Curiously, I noted that on my recent trip to a local garden center it was possible to buy what appeared to be the plastic tubes in which tennis balls are packed and sealed, filled with pebbles, shells, or sand from Sanibel Island for the price of e12.95. Now, The Netherlands has a 400+ km long coast – why would anyone buy sand from Florida? I admit to having several jars filled with organic material – one contains round stones from Wreck Beach in Vancouver, another is white stones from beaches of Nova Scotia along the Northumberland Strait. A third has a selection of shells collected from various beaches around the world.
I wish that my garden was bigger. Our 2 trained plum trees stand about 150 cm high and provide a wind block without taking up much space but they also provided us with over 200 plums this year. Our olive tree is thriving, although it will be a few years to harvest time. The Japanese maple is a brilliant red and the landmark by which we describe our place to taxi drivers, “the house on your left with the red tree.” Soon I will harvest a few gourds – grown accidentally from the soil of the compost bin – but their large, yellow flowers make them attractive potted plants.
I REALLY like Garden Centers….and although my garden is full, there is always room for one more….
My driver education, although it was a frighteningly long time ago, taught me about safe stopping distance and in many decades of driving I have never rear-ended a car. So yesterday I was maintaining the 1 car length for every 10 miles/hr rule on an N road – the kind that are 80 km/hr with no passing allowed. The car behind me was so close that I could NOT see the license plate, the bumper, the headlights, or the symbol on the front to indicate the make of the car. The driver appeared to have thin lips and a mole on his check.

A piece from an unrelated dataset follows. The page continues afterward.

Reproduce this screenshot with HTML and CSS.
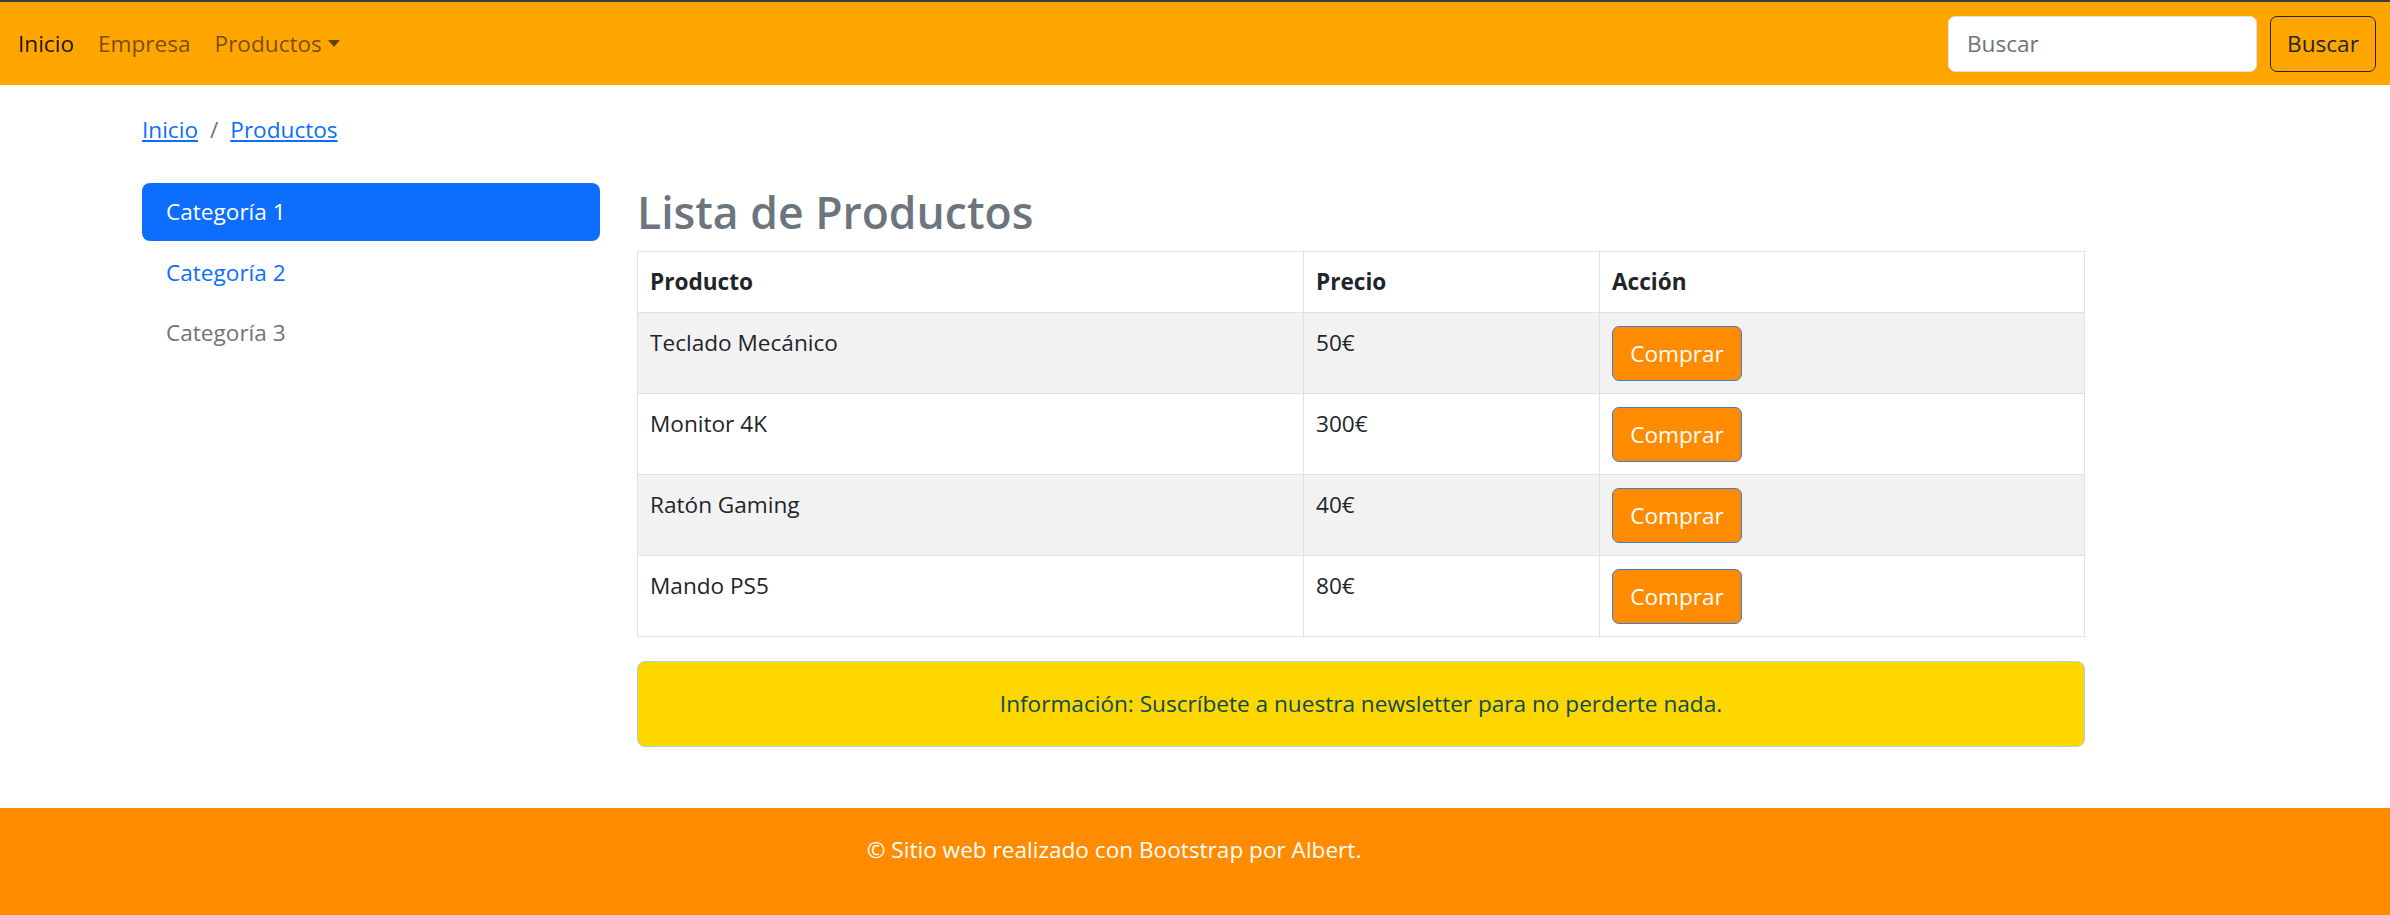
FILE: index.html
```html
<!DOCTYPE html>
<html lang="es">
<head>
<meta charset="utf-8">
<title>Lista de Productos</title>
<link rel="stylesheet" href="styles.css">
</head>
<body>
<nav class="navbar">
  <ul class="nav-links">
    <li><a class="nav-link active" href="#">Inicio</a></li>
    <li><a class="nav-link" href="#">Empresa</a></li>
    <li><a class="nav-link dropdown" href="#">Productos<span class="caret"></span></a></li>
  </ul>
  <form class="search">
    <input class="search-input" type="text" placeholder="Buscar">
    <button class="search-btn" type="button">Buscar</button>
  </form>
</nav>

<main class="container">
  <ol class="breadcrumb">
    <li><a href="#">Inicio</a></li>
    <li class="sep">/</li>
    <li><a href="#">Productos</a></li>
  </ol>
  <div class="row">
    <aside class="sidebar">
      <a class="pill active" href="#">Categoría 1</a>
      <a class="pill" href="#">Categoría 2</a>
      <a class="pill muted" href="#">Categoría 3</a>
    </aside>
    <section class="content">
      <h2 class="title">Lista de Productos</h2>
      <table class="products">
        <thead>
          <tr><th class="c-prod">Producto</th><th class="c-price">Precio</th><th class="c-act">Acción</th></tr>
        </thead>
        <tbody>
          <tr class="odd"><td>Teclado Mecánico</td><td>50€</td><td><button class="buy" type="button">Comprar</button></td></tr>
          <tr><td>Monitor 4K</td><td>300€</td><td><button class="buy" type="button">Comprar</button></td></tr>
          <tr class="odd"><td>Ratón Gaming</td><td>40€</td><td><button class="buy" type="button">Comprar</button></td></tr>
          <tr><td>Mando PS5</td><td>80€</td><td><button class="buy" type="button">Comprar</button></td></tr>
        </tbody>
      </table>
      <div class="alert">Información: Suscríbete a nuestra newsletter para no perderte nada.</div>
    </section>
  </div>
</main>

<footer class="footer">
  <div class="footer-inner">© Sitio web realizado con Bootstrap por Albert.</div>
</footer>
</body>
</html>
```

FILE: styles.css
```css
* { box-sizing: border-box; }
html, body { margin: 0; padding: 0; }
body {
  font-family: "Open Sans", "Noto Sans", sans-serif;
  font-size: 22.6px;
  line-height: 36px;
  color: #212529;
  background: #fff;
}

.navbar {
  display: flex;
  justify-content: space-between;
  align-items: center;
  height: 85px;
  border-top: 2px solid #3d3d3d;
  background: #ffa500;
  padding: 0 14px 0 6px;
}
.nav-links {
  display: flex;
  list-style: none;
  margin: 0;
  padding: 0;
}
.nav-link {
  display: flex;
  align-items: center;
  padding: 0 12px;
  color: rgba(0, 0, 0, 0.55);
  text-decoration: none;
}
.nav-link.active { color: rgba(0, 0, 0, 0.9); }
.caret {
  display: inline-block;
  margin-left: 6px;
  width: 0;
  height: 0;
  border-top: 7px solid rgba(0, 0, 0, 0.6);
  border-left: 6px solid transparent;
  border-right: 6px solid transparent;
}
.search {
  display: flex;
  gap: 13px;
  margin: 0;
}
.search-input {
  width: 309px;
  height: 56px;
  padding: 0 18px;
  border: 1px solid #dee2e6;
  border-radius: 7px;
  font: inherit;
  color: #212529;
  background: #fff;
}
.search-input::placeholder { color: #6c757d; }
.search-btn {
  width: 106px;
  height: 56px;
  border: 1px solid #212529;
  border-radius: 7px;
  background: transparent;
  font: inherit;
  color: #212529;
  padding: 0;
}

.container {
  width: 1944px;
  margin-left: 142px;
}
.breadcrumb {
  display: flex;
  list-style: none;
  margin: 27px 0 0;
  padding: 0;
}
.breadcrumb a { color: #0d6efd; text-decoration: underline; }
.breadcrumb .sep { padding: 0 12px; color: #6c757d; }

.row {
  display: flex;
  gap: 37px;
  margin-top: 35px;
}
.sidebar {
  width: 458px;
  flex: none;
  display: flex;
  flex-direction: column;
}
.pill {
  display: block;
  padding: 12px 24px;
  color: #0d6efd;
  text-decoration: none;
  border-radius: 8px;
}
.pill.active { background: #0d6efd; color: #fff; height: 58px; padding-top: 11px; margin-bottom: 2px; }
.pill.muted { color: #6c757d; }

.content {
  width: 1448px;
  flex: none;
}
.title {
  margin: 0 0 10px;
  font-size: 44.5px;
  font-weight: 600;
  line-height: 58px;
  color: #6c757d;
}
.products {
  width: 100%;
  border-collapse: collapse;
  border: 1px solid #dee2e6;
  margin-bottom: 24px;
}
.products th, .products td {
  border: 1px solid #dee2e6;
  padding: 12px;
  text-align: left;
  vertical-align: top;
}
.products th { font-weight: 700; }
.c-prod { width: 666px; }
.c-price { width: 296px; }
.products tr.odd td { background: #f2f2f2; }
.buy {
  display: block;
  width: 130px;
  height: 55px;
  margin-top: 1px;
  border: 1px solid #3b7ddd;
  border-radius: 7px;
  background: #ff8c00;
  color: #fff;
  font: inherit;
  padding: 0;
}

.alert {
  height: 86px;
  padding: 24px;
  text-align: center;
  background: #ffd700;
  border: 1px solid #a6d5da;
  border-radius: 8px;
  color: #0b4a4f;
}

.footer {
  margin-top: 61px;
  background: #ff8c00;
  padding: 24px 0 47px;
}
.footer-inner {
  width: 1944px;
  margin-left: 142px;
  text-align: center;
  color: #fff;
}
```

Fortunately the chance of a deer or moose suddenly darting across the road are minimal at 17:00 in The Netherlands. But what if I had to brake suddenly? I drive a car old enough to still be called a Swedish tractor – none of this made in China for my Volvo. I feel quite safe in it and I’m not in the market for a new one. But what was the driver behind me hoping to accomplish?
When my daughter was younger I used to drive her to school – but only because I worked there. One day a car passed us on the 44 and it had for sale signs in it’s windows. When it pulled into our lane my daughter, who was maybe twelve announced, ” nobody should buy that car.” When I asked her why, her answer – ” because the signal lights don’t work.” Good observation.
In 2006, while at a stop light in Leiden, I was involved in a kettingsbotsen – chain crash. I was the first car at the light and some young driver plowed into the car behind me, forcing that car into the rear of mine. My Volvo had some rear-bumper damage and needed painting on the hatch because of material flying off the second car. The second/middle car was a complete write-off, crushed both front and back. The driver of the middle car was looking in his rear view mirror and knew that he was going to be hit but he said that the scariest part was watching the 2 people in the front seat of the car that hit him, fly into the front window. Fortunately none of the people involved in the accident were injured.
It really only takes one accident to reinforce a healthy respect for road rules and I really hope that the guy who was on the road behind me yesterday learns quickly and painlessly to back off.